Over the 30 years covered by the study, almost 80 percent of youth homicides were caused by some type of firearm, according to CDC officials. While firearm-related homicides are declining, they are doing so at a slower pace than stabbings or other types of homicides.
"Even though we have seen this promising decline, youth homicide is still among the top three leading causes of death for our young people. This age group is disproportionately affected by it - about 13 young people die every day from homicide," the report's lead author, Corinne Ferdon, a behavioral scientist with the CDC, told USA Today.
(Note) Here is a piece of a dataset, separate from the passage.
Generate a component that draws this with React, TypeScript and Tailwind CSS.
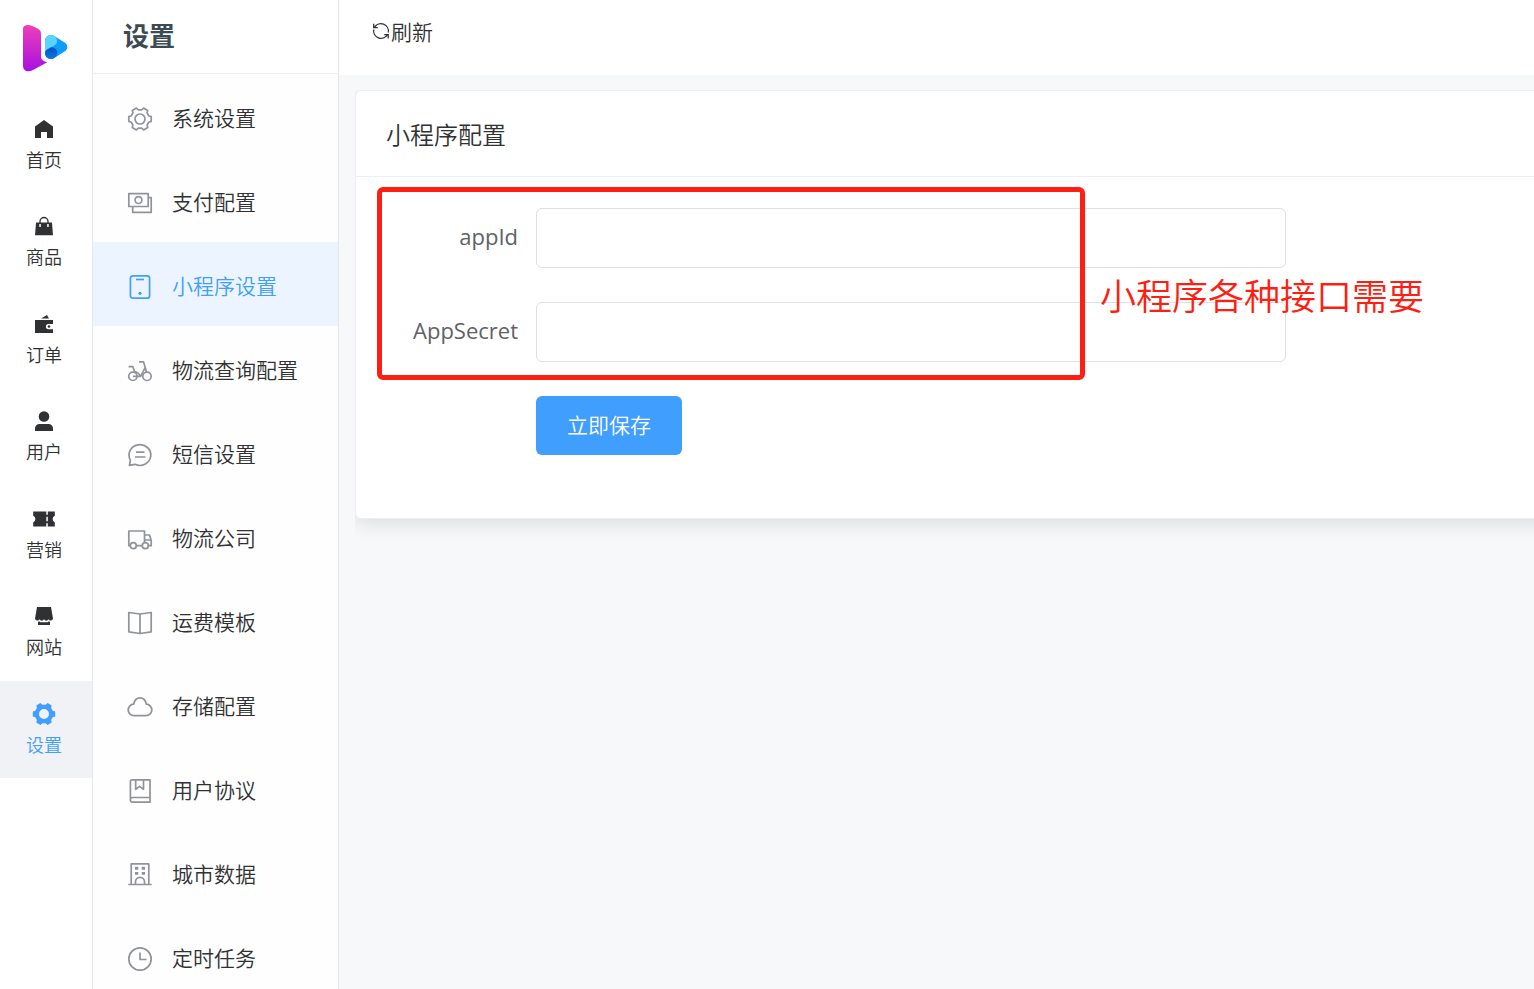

While the youth homicide rate was at its lowest in 30 years in 2010, males and non-Hispanic blacks were still much more likely to be victims of homicide compared to females, whites and Hispanics. Examining the numbers demographically, the youth homicide rate was 12.7 per 100,000 for males, 13.2 for 20- to 24-year-old adults, and 28.8 for non-Hispanic black youth.
Ferdon emphasized the positive aspects of the report, noting that the "hard work" being done in communities, schools and families is producing real results in violence prevention.
"I see this as very positive news that people need to pay attention to - rather than only pay attention to the bad headline news," said Daniel Webster, deputy director for research for the Johns Hopkins Center for the Prevention of Youth Violence.
He added that the declining homicide rates are even more remarkable in the context of the turbulent social and economic times of the last decade, which included the biggest recession since the Great Depression.
"You have a lot of factors at play that you might expect would make violence increase, but it didn't," Webster said. "This is encouraging that it has continued to decline despite a set of conditions that might have caused it to increase."
"For us, the key takeaway is that the rate is still way too high," Caroline Fichtenberg, director of research at the non-profit Children's Defense Fund, said in reaction to the report. "What jumps out is that the vast majority of these deaths are gun deaths. A child or teen is shot every 30 minutes, and as a result of this there's a death every three hours and 15 minutes."